BEGIN RAW DATA

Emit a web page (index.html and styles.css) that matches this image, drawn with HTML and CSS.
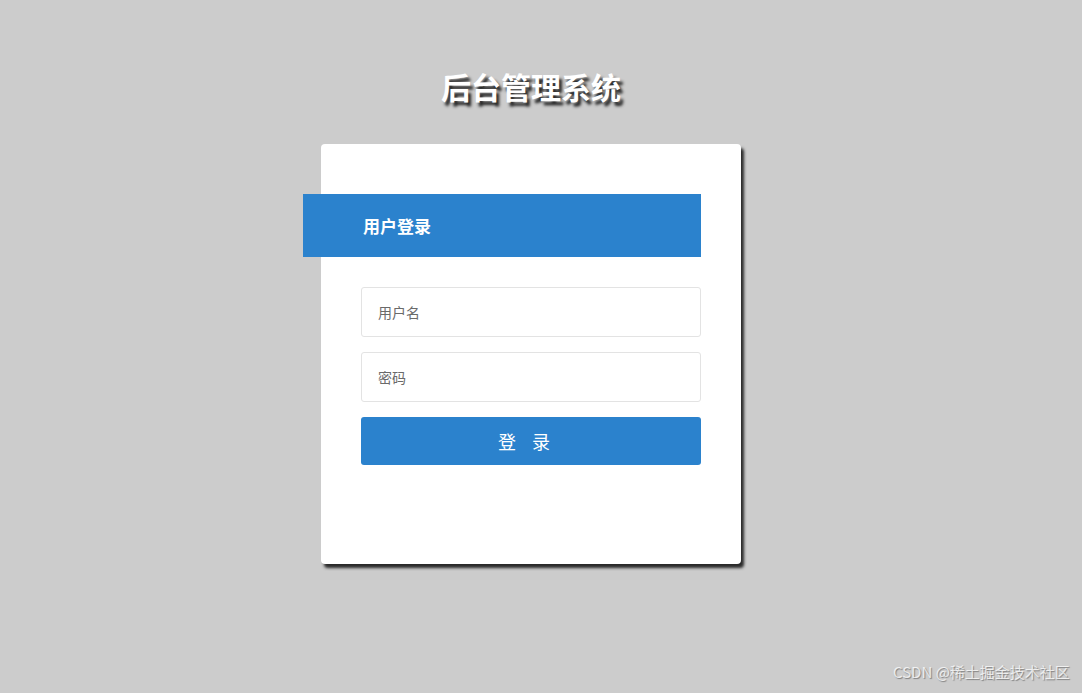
FILE: index.html
```html
<!DOCTYPE html>
<html lang="zh">
<head>
<meta charset="utf-8">
<title>后台管理系统</title>
<link rel="stylesheet" href="styles.css">
</head>
<body>
<div class="page">
  <h1 class="title">后台管理系统</h1>
  <div class="card">
    <div class="band">用户登录</div>
    <form class="form">
      <input class="field" type="text" placeholder="用户名">
      <input class="field" type="password" placeholder="密码">
      <button class="btn" type="button">登 录</button>
    </form>
  </div>
</div>
<div class="watermark">CSDN @稀土掘金技术社区</div>
</body>
</html>
```
FILE: styles.css
```css
html, body {
  margin: 0;
  padding: 0;
  height: 100%;
}
body {
  background: #cccccc;
  font-family: "Noto Sans CJK SC", "Microsoft YaHei", sans-serif;
  overflow: hidden;
  position: relative;
}
.page {
  display: flex;
  flex-direction: column;
  align-items: center;
  padding-top: 66px;
  padding-right: 20px;
}
.title {
  margin: 0;
  height: 78px;
  font-size: 30px;
  line-height: 40px;
  font-weight: 700;
  color: #ffffff;
  text-shadow: 3px 4px 3px #222;
}
.card {
  width: 420px;
  height: 420px;
  box-sizing: border-box;
  background: #ffffff;
  border-radius: 4px;
  box-shadow: 3px 4px 3px #2a2a2a;
  padding-top: 50px;
}
.band {
  margin-left: -18px;
  width: 398px;
  height: 63px;
  box-sizing: border-box;
  background: #2b82cd;
  color: #fff;
  font-size: 17px;
  font-weight: 700;
  line-height: 63px;
  padding-left: 60px;
}
.form {
  display: flex;
  flex-direction: column;
  gap: 15px;
  padding: 30px 40px 0;
}
.field {
  height: 50px;
  box-sizing: border-box;
  border: 1px solid #e3e3e3;
  border-radius: 3px;
  padding: 0 16px;
  font-family: inherit;
  font-size: 14px;
  color: #333;
  outline: none;
}
.field::placeholder {
  color: #6a6a6a;
}
.btn {
  height: 48px;
  border: none;
  border-radius: 3px;
  background: #2b82cd;
  color: #fff;
  font-family: inherit;
  font-size: 18px;
  letter-spacing: 6px;
  padding: 0 8px 0 0;
  cursor: pointer;
}
.watermark {
  position: absolute;
  left: 893px;
  top: 661px;
  font-size: 15px;
  color: rgba(255,255,255,0.75);
  text-shadow: 1px 1px 1px rgba(80,80,80,0.6);
  white-space: nowrap;
}
```
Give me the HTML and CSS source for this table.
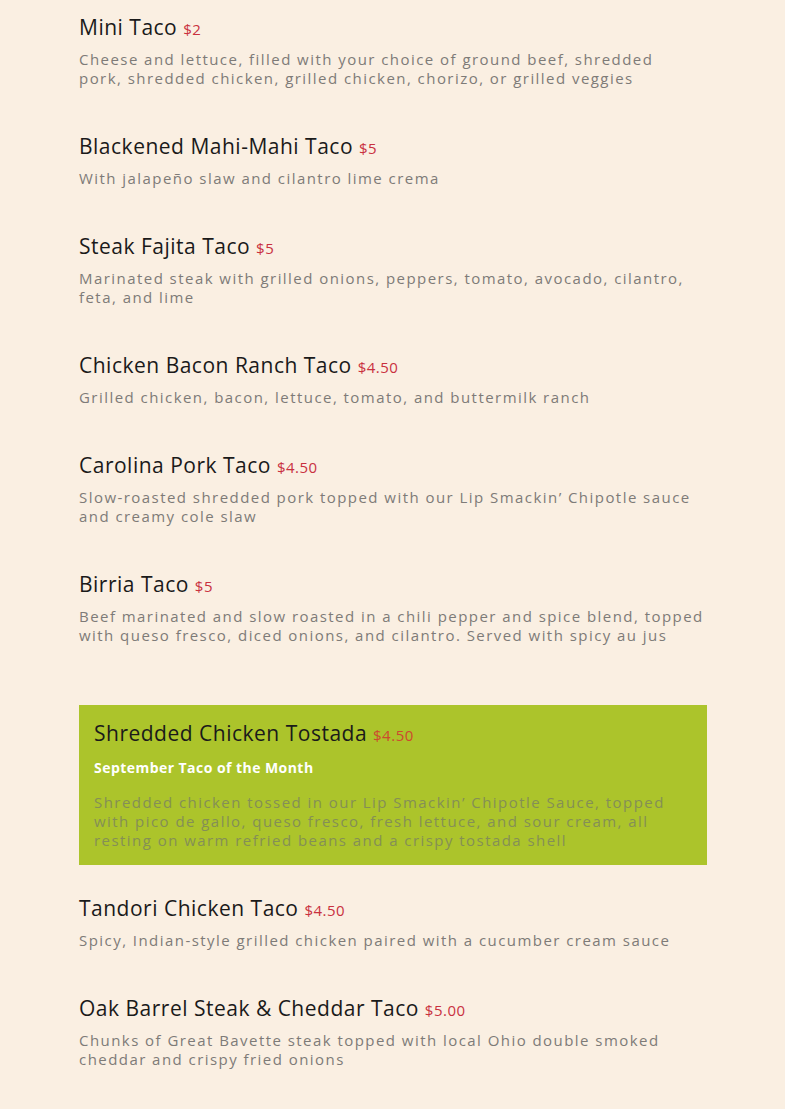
FILE: index.html
```html
<!DOCTYPE html>
<html lang="en">
<head>
<meta charset="utf-8">
<title>Tacos</title>
<link rel="stylesheet" href="styles.css">
</head>
<body>
<main class="menu">
  <section class="item">
    <h3 class="item-title">Mini Taco <span class="price">$2</span></h3>
    <p class="desc">Cheese and lettuce, filled with your choice of ground beef, shredded pork,&nbsp;shredded chicken, grilled chicken, chorizo, or grilled veggies</p>
  </section>
  <section class="item">
    <h3 class="item-title">Blackened Mahi-Mahi Taco <span class="price">$5</span></h3>
    <p class="desc">With jalapeño slaw and cilantro lime crema</p>
  </section>
  <section class="item">
    <h3 class="item-title">Steak Fajita Taco <span class="price">$5</span></h3>
    <p class="desc">Marinated steak with grilled onions, peppers, tomato, avocado, cilantro, feta, and lime</p>
  </section>
  <section class="item">
    <h3 class="item-title">Chicken Bacon Ranch Taco <span class="price">$4.50</span></h3>
    <p class="desc">Grilled chicken, bacon, lettuce, tomato, and buttermilk ranch</p>
  </section>
  <section class="item">
    <h3 class="item-title">Carolina Pork Taco <span class="price">$4.50</span></h3>
    <p class="desc">Slow-roasted shredded pork topped with our Lip Smackin’ Chipotle sauce and creamy cole slaw</p>
  </section>
  <section class="item">
    <h3 class="item-title">Birria Taco <span class="price">$5</span></h3>
    <p class="desc">Beef marinated and slow roasted in a chili pepper and spice blend, topped with queso fresco, diced onions, and cilantro. Served with spicy au jus</p>
  </section>
  <section class="item featured">
    <h3 class="item-title">Shredded Chicken Tostada <span class="price">$4.50</span></h3>
    <p class="feature-label">September Taco of the Month</p>
    <p class="desc">Shredded chicken tossed in our Lip Smackin’ Chipotle Sauce, topped with pico de gallo, queso fresco, fresh lettuce, and sour cream, all resting on warm refried beans and a crispy tostada shell</p>
  </section>
  <section class="item">
    <h3 class="item-title">Tandori Chicken Taco <span class="price">$4.50</span></h3>
    <p class="desc">Spicy, Indian-style grilled chicken paired with a cucumber cream sauce</p>
  </section>
  <section class="item">
    <h3 class="item-title">Oak Barrel Steak &amp; Cheddar Taco <span class="price">$5.00</span></h3>
    <p class="desc">Chunks of Great Bavette steak topped with local Ohio double smoked cheddar and crispy fried onions</p>
  </section>
</main>
</body>
</html>
```

FILE: styles.css
```css
html, body {
  margin: 0;
  padding: 0;
  background: #faefe2;
}

body {
  font-family: "Open Sans", "Liberation Sans", sans-serif;
}

.menu {
  width: 628px;
  margin: 0 0 0 79px;
  padding-top: 15px;
  display: flex;
  flex-direction: column;
  gap: 46px;
}

.item {
  display: flex;
  flex-direction: column;
}

.item-title {
  margin: 0;
  font-size: 21px;
  line-height: 24px;
  font-weight: 500;
  color: #1a1a1a;
  letter-spacing: 0.5px;
}

.price {
  font-size: 15px;
  font-weight: 400;
  color: #c9313f;
  letter-spacing: 0.5px;
}

.desc {
  margin: 9px 0 0;
  font-size: 15px;
  line-height: 19px;
  color: #7e7b78;
  letter-spacing: 1.45px;
}

.featured {
  background: #acc42b;
  padding: 16px 15px 15px;
  margin: 14px 0 -15px;
}

.featured .price {
  color: #cc4a2e;
}

.feature-label {
  margin: 11px 0 0;
  font-size: 14px;
  line-height: 20px;
  font-weight: 700;
  color: #ffffff;
  letter-spacing: 0.45px;
}

.featured .desc {
  margin-top: 15px;
  color: #848f56;
}
```
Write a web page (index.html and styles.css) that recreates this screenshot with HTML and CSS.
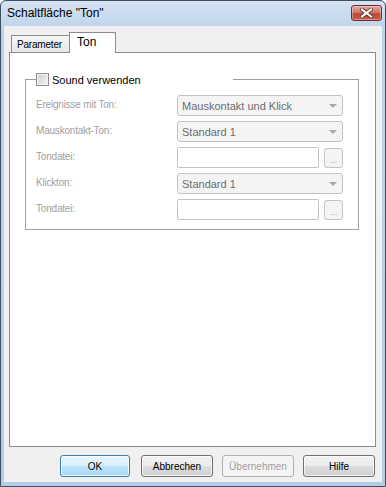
FILE: index.html
```html
<!DOCTYPE html>
<html lang="de">
<head>
    <meta charset="UTF-8">
    <title>Schaltfläche "Ton"</title>
    <link rel="stylesheet" href="styles.css">
</head>
<body>
    <div class="window">
        <div class="titlebar">
            <span class="title">Schaltfläche "Ton"</span>
            <button class="close-btn" type="button">
                <svg width="13" height="10" viewBox="0 0 13 10">
                    <path d="M2 1.5 L11 8.5 M11 1.5 L2 8.5" stroke="#5b3632" stroke-width="4" stroke-linecap="square"/>
                    <path d="M2 1.5 L11 8.5 M11 1.5 L2 8.5" stroke="#ffffff" stroke-width="2.2" stroke-linecap="square"/>
                </svg>
            </button>
        </div>
        <div class="client">
            <div class="tabs">
                <div class="tab">Parameter</div>
                <div class="tab active">Ton</div>
            </div>
            <div class="tab-panel">
                <fieldset class="group">
                    <legend><span class="checkbox"></span>Sound verwenden</legend>
                    <div class="row">
                        <label>Ereignisse mit Ton:</label>
                        <div class="combo">Mauskontakt und Klick<span class="arrow"></span></div>
                    </div>
                    <div class="row">
                        <label>Mauskontakt-Ton:</label>
                        <div class="combo">Standard 1<span class="arrow"></span></div>
                    </div>
                    <div class="row">
                        <label>Tondatei:</label>
                        <div class="file-field">
                            <div class="edit"></div>
                            <button class="browse" type="button">...</button>
                        </div>
                    </div>
                    <div class="row">
                        <label>Klickton:</label>
                        <div class="combo">Standard 1<span class="arrow"></span></div>
                    </div>
                    <div class="row">
                        <label>Tondatei:</label>
                        <div class="file-field">
                            <div class="edit"></div>
                            <button class="browse" type="button">...</button>
                        </div>
                    </div>
                </fieldset>
            </div>
            <div class="button-bar">
                <button class="btn default" type="button">OK</button>
                <button class="btn" type="button">Abbrechen</button>
                <button class="btn" type="button" disabled>Übernehmen</button>
                <button class="btn" type="button">Hilfe</button>
            </div>
        </div>
    </div>
</body>
</html>
```

FILE: styles.css
```css
body {
    margin: 0;
    padding: 0;
    background-color: #ffffff;
    font-family: "Liberation Sans", Arial, sans-serif;
    font-size: 11px;
}

.window {
    box-sizing: border-box;
    width: 386px;
    height: 487px;
    border: 1px solid #3d4d62;
    border-radius: 6px 6px 0 0;
    background: linear-gradient(#d5e3f2, #bcd2ea 30px, #b6cde8);
    display: flex;
    flex-direction: column;
}

/* title bar */
.titlebar {
    height: 25px;
    display: flex;
    align-items: flex-start;
}

.title {
    margin: 5px 0 0 6px;
    font-size: 12px;
    color: #000000;
}

.close-btn {
    margin: 4px 3px 0 auto;
    width: 31px;
    height: 16px;
    padding: 0;
    border: 1px solid #6e2d2a;
    border-radius: 3px;
    background: linear-gradient(#e4a89f, #d3786c 45%, #c2483a 55%, #c75a48);
    box-shadow: inset 0 0 0 1px rgba(255, 255, 255, 0.35);
    display: flex;
    align-items: center;
    justify-content: center;
}

/* client area */
.client {
    flex: 1;
    margin: 0 3px 4px 3px;
    background-color: #f0f0f0;
    padding: 6px 6px 0 5px;
    display: flex;
    flex-direction: column;
}

.tabs {
    height: 21px;
    margin-bottom: -1px;
    padding-left: 2px;
    display: flex;
    align-items: flex-end;
    position: relative;
    z-index: 1;
}

.tab {
    box-sizing: border-box;
    height: 18px;
    width: 59px;
    padding: 3px 0 0 5px;
    border: 1px solid #898c95;
    background: linear-gradient(#f6f6f6, #e8e8e8);
    color: #000000;
    font-size: 10px;
    letter-spacing: -0.2px;
}

.tab.active {
    height: 21px;
    width: 47px;
    margin-left: -1px;
    padding: 2px 0 0 7px;
    border-bottom: none;
    background: #ffffff;
    font-size: 12px;
    letter-spacing: 0;
}

.tab-panel {
    box-sizing: border-box;
    height: 395px;
    border: 1px solid #898c95;
    background-color: #ffffff;
    padding: 20px 16px 0 15px;
}

/* group box */
.group {
    margin: 0;
    padding: 9px 15px 9px 10px;
    border: 1px solid #a0a0a0;
    display: grid;
    grid-template-columns: 141px 1fr;
    grid-auto-rows: 21px;
    row-gap: 5px;
}

.group legend {
    width: 197px;
    padding: 0;
    height: 13px;
    display: flex;
    align-items: center;
    color: #000000;
}

.checkbox {
    box-sizing: border-box;
    width: 13px;
    height: 13px;
    margin-right: 3px;
    border: 1px solid #8f8f8f;
    background: linear-gradient(135deg, #cbcfd5, #f3f3f3);
    box-shadow: inset 0 0 0 1px #f4f4f4;
}

.row {
    display: contents;
}

.row label {
    color: #a0a0a0;
    font-size: 10px;
    letter-spacing: -0.2px;
    align-self: center;
    padding-bottom: 2px;
}

.combo {
    box-sizing: border-box;
    height: 21px;
    border: 1px solid #c3c3c3;
    border-radius: 3px;
    background-color: #f4f4f4;
    color: #6d6d6d;
    padding-left: 4px;
    display: flex;
    align-items: center;
}

.arrow {
    margin-left: auto;
    margin-right: 5px;
    width: 0;
    height: 0;
    border-left: 4px solid transparent;
    border-right: 4px solid transparent;
    border-top: 4px solid #a8a8a8;
}

.file-field {
    display: flex;
    align-items: center;
    gap: 5px;
}

.edit {
    box-sizing: border-box;
    flex: 1;
    height: 21px;
    border: 1px solid #c3c3c3;
    border-radius: 2px;
    background-color: #ffffff;
}

.browse {
    box-sizing: border-box;
    width: 19px;
    height: 20px;
    padding: 6px 0 0 0;
    border: 1px solid #c3c3c3;
    border-radius: 3px;
    background-color: #f4f4f4;
    color: #a0a0a0;
    font-family: "Liberation Sans", Arial, sans-serif;
    font-size: 9px;
    line-height: 9px;
}

/* dialog buttons */
.button-bar {
    margin-top: 8px;
    height: 22px;
    display: flex;
    justify-content: flex-end;
    gap: 9px;
    padding-right: 1px;
}

.btn {
    box-sizing: border-box;
    width: 72px;
    height: 22px;
    padding: 0;
    border: 1px solid #707070;
    border-radius: 3px;
    background: linear-gradient(#f2f2f2, #ebebeb 50%, #dddddd 50%, #cfcfcf);
    box-shadow: inset 0 0 0 1px rgba(255, 255, 255, 0.7);
    font-family: "Liberation Sans", Arial, sans-serif;
    font-size: 10px;
    color: #000000;
}

.btn.default {
    width: 70px;
    margin-right: 2px;
    border-color: #3c7fb1;
    background: linear-gradient(#eaf6fd, #d9f0fc 50%, #bee6fd 50%, #a7d9f5);
}

.btn:disabled {
    border-color: #adb2b5;
    background: #f4f4f4;
    box-shadow: none;
    color: #a0a0a0;
}
```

END RAW DATA

■ WHAT IS ASKED
Take every line above carrying "this" and return it.

■ EXERCISE SOLUTION
Emit a web page (index.html and styles.css) that matches this image, drawn with HTML and CSS.
Give me the HTML and CSS source for this table.
Write a web page (index.html and styles.css) that recreates this screenshot with HTML and CSS.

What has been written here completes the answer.